Last June, the county commission voted 6-1 to repeal HB 604 on home rule grounds, charging the "state's action was unconstitutional," then-interim County Manager David Wade said.

Hausmann's was the dissenting vote.

"It's possible there would be some sort of legal challenge," she said at the time.

At last week’s commission meeting, Hausmann also protested the adoption of the millage rate without a discussion.

“It was important for the public to hear directly from their commissioners,” she said. “I did put my name in the queue [to be recognized by the chairman]. Usually I am recognized. This time I was not. I was disappointed.”

Pitts agreed.

“It’s always a professional courtesy to allow colleagues to voice their opinions,” he said. “I’m disappointed, even though the outcome was probably known in advance."
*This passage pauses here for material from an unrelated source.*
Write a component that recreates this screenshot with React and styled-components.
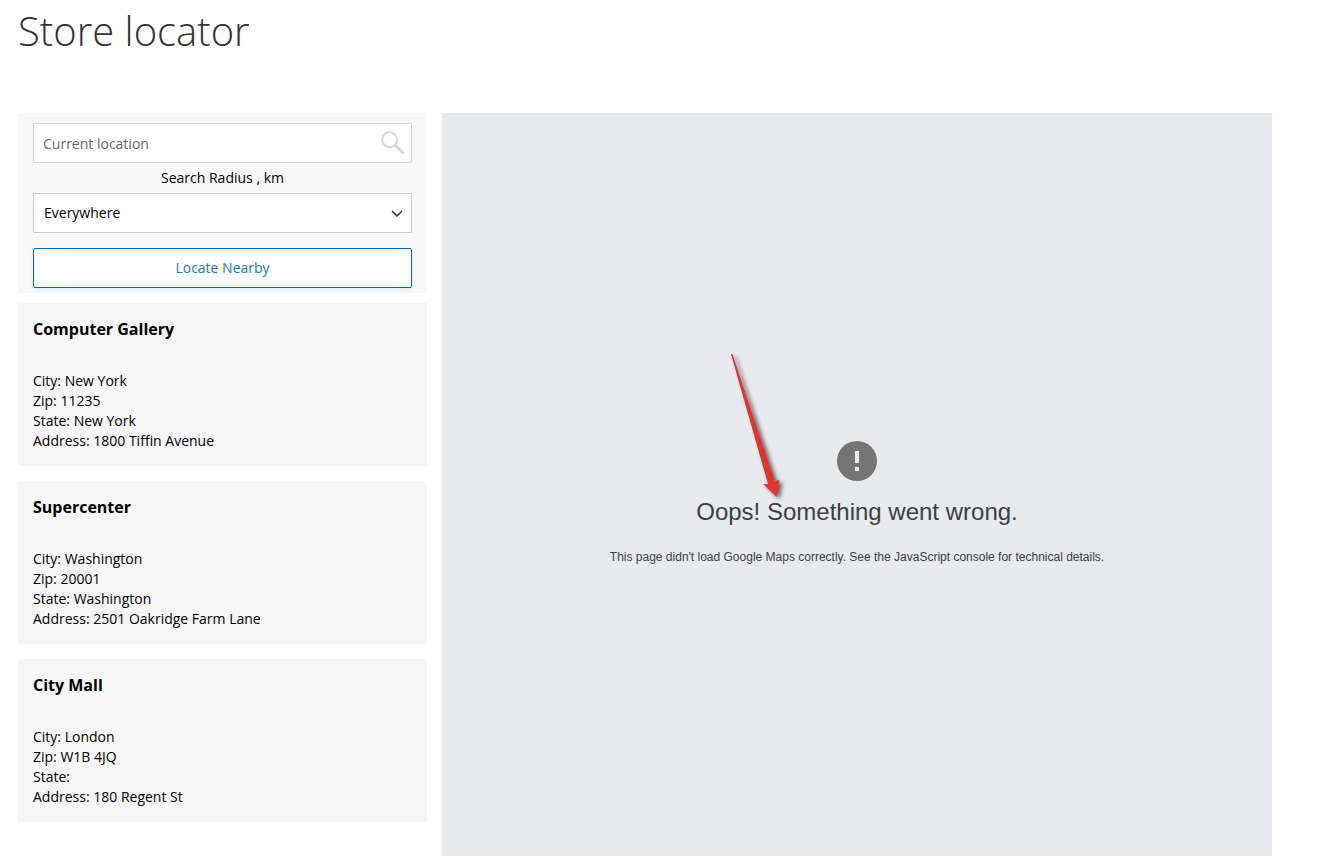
import { useState } from "react";
import styled, { createGlobalStyle } from "styled-components";

const stores = [
  { name: "Computer Gallery", city: "New York", zip: "11235", state: "New York", address: "1800 Tiffin Avenue" },
  { name: "Supercenter", city: "Washington", zip: "20001", state: "Washington", address: "2501 Oakridge Farm Lane" },
  { name: "City Mall", city: "London", zip: "W1B 4JQ", state: "", address: "180 Regent St" },
];

export default function App() {
  const [location, setLocation] = useState("");

  return (
    <Page>
      <GlobalStyle />
      <Title>Store locator</Title>
      <Content>
        <Sidebar>
          <SearchForm onSubmit={(e) => e.preventDefault()}>
            <SearchField>
              <SearchInput
                type="text"
                aria-label="Current location"
                placeholder="Current location"
                value={location}
                onChange={(e) => setLocation(e.target.value)}
              />
              <SearchButton type="submit" aria-label="Search">
                <svg width="24" height="24" viewBox="0 0 24 24" fill="none" stroke="#d6d6d6">
                  <circle cx="8.7" cy="8.7" r="7.5" strokeWidth="2" />
                  <path d="M14 14L22.5 22.3" strokeWidth="3" />
                </svg>
              </SearchButton>
            </SearchField>
            <RadiusLabel htmlFor="radius">Search Radius , km</RadiusLabel>
            <SelectField>
              <Select id="radius" defaultValue="all">
                <option value="all">Everywhere</option>
                <option value="10">10</option>
                <option value="50">50</option>
              </Select>
              <svg width="12" height="8" viewBox="0 0 12 8" fill="none" stroke="#333" strokeWidth="1.5">
                <path d="M1 2L6 7L11 2" />
              </svg>
            </SelectField>
            <LocateButton type="button">Locate Nearby</LocateButton>
          </SearchForm>
          <StoreList>
            {stores.map((store) => (
              <StoreCard key={store.name}>
                <h2>{store.name}</h2>
                <p>City: {store.city}</p>
                <p>Zip: {store.zip}</p>
                <p>State: {store.state}</p>
                <p>Address: {store.address}</p>
              </StoreCard>
            ))}
          </StoreList>
        </Sidebar>
        <Map>
          <MapError>
            <svg width="40" height="40" viewBox="0 0 40 40">
              <circle cx="20" cy="20" r="20" fill="#757575" />
              <path d="M18 10h4v12h-4zM18 26h4v4h-4z" fill="#e8eaed" />
            </svg>
            <h2>Oops! Something went wrong.</h2>
            <p>This page didn't load Google Maps correctly. See the JavaScript console for technical details.</p>
            <Arrow width="60" height="154" viewBox="0 0 60 154" aria-hidden="true">
              <path d="M5 4L6.5 4L48.7 131.5L53.3 129.7L50.8 147L37.2 134.300L42 134Z" fill="#e23331" />
            </Arrow>
          </MapError>
        </Map>
      </Content>
    </Page>
  );
}

const GlobalStyle = createGlobalStyle`
  * {
    box-sizing: border-box;
  }
  body {
    margin: 0;
    background: #fff;
    color: #000;
    font-family: "Open Sans", "Noto Sans", sans-serif;
    font-size: 14px;
    line-height: 20px;
  }
  h1, h2, p {
    margin: 0;
  }
  button, input, select {
    font: inherit;
  }
`;

const Page = styled.div`
  display: flex;
  flex-direction: column;
  min-height: 100vh;
  padding: 9px 70px 0 18px;
`;

const Title = styled.h1`
  margin-bottom: 60px;
  color: #333;
  font-size: 40px;
  font-weight: 300;
  line-height: 44px;
`;

const Content = styled.main`
  display: flex;
  flex: 1;
  gap: 15px;
`;

const Sidebar = styled.div`
  flex: 0 0 409px;
`;

const SearchForm = styled.form`
  display: flex;
  flex-direction: column;
  margin-bottom: 10px;
  padding: 10px 15px 5px;
  background: #f8f8f8;
`;

const SearchField = styled.div`
  display: flex;
  align-items: center;
  height: 40px;
  padding: 2px 6px 0 9px;
  border: 1px solid #d6d6d6;
  border-radius: 1px;
  background: #fff;
`;

const SearchInput = styled.input`
  flex: 1;
  min-width: 0;
  padding: 0;
  border: none;
  outline: none;
  background: transparent;
  &::placeholder {
    color: #666;
  }
`;

const SearchButton = styled.button`
  display: flex;
  padding: 0 0 2px;
  border: none;
  background: none;
  cursor: pointer;
`;

const RadiusLabel = styled.label`
  line-height: 30px;
  text-align: center;
`;

const SelectField = styled.div`
  display: grid;
  align-items: center;
  height: 40px;
  margin-bottom: 15px;
  > * {
    grid-area: 1 / 1;
  }
  svg {
    justify-self: end;
    margin-right: 9px;
    pointer-events: none;
  }
`;

const Select = styled.select`
  width: 100%;
  height: 40px;
  padding: 0 30px 0 10px;
  border: 1px solid #ccc;
  border-radius: 1px;
  background: #fff;
  color: #000;
  appearance: none;
`;

const LocateButton = styled.button`
  height: 40px;
  border: 1px solid #006bb4;
  border-radius: 2px;
  background: #fff;
  box-shadow: 0 2px 4px rgba(0, 107, 180, 0.08);
  color: #1979c3;
  cursor: pointer;
`;

const StoreList = styled.div`
  display: flex;
  flex-direction: column;
  gap: 15px;
`;

const StoreCard = styled.section`
  padding: 15px;
  background: #f6f6f6;
  h2 {
    margin-bottom: 31px;
    font-size: 16px;
    font-weight: 700;
    line-height: 22px;
  }
`;

const Map = styled.div`
  flex: 1;
  min-width: 0;
  padding-top: 328px;
  background: #e8eaed;
`;

const MapError = styled.div`
  position: relative;
  display: flex;
  flex-direction: column;
  align-items: center;
  color: #3c4043;
  font-family: "Liberation Sans", Arial, sans-serif;
  text-align: center;
  h2 {
    margin: 16px 0 24px;
    font-size: 24px;
    font-weight: 400;
    line-height: 30px;
  }
  p {
    font-size: 12px;
    line-height: 12px;
  }
`;

/* Pointer laid over the map, aimed at the error heading */
const Arrow = styled.svg`
  position: absolute;
  top: -91px;
  left: calc(50% - 131px);
  overflow: visible;
  filter: drop-shadow(3px 2px 2px rgba(0, 0, 0, 0.6));
`;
Eaves issued this statement at 6 p.m.: “I am disappointed that several of our state’s lawmakers have chosen to sue Fulton County for doing what every other city and county in this state has been allowed to do, which is to do everything a local government can do to keep itself on sound financial footing as it strives to maintain a consistent level of service to the constituents it serves. Long before the issue arose with the millage increase, Fulton County Commissioners repealed HB 604 as it represented an infringement upon its authority to govern its own affairs. The board of commissioners listened to extensive input from residents and took their concerns into account when members cast their votes. I find it unfortunate and sad this action has been taken to prevent a board chosen by voters in Fulton County from carrying out the duties Fulton County taxpayers entrusted to them. No other county should have its rights to govern its own affairs trampled upon by outside entities.”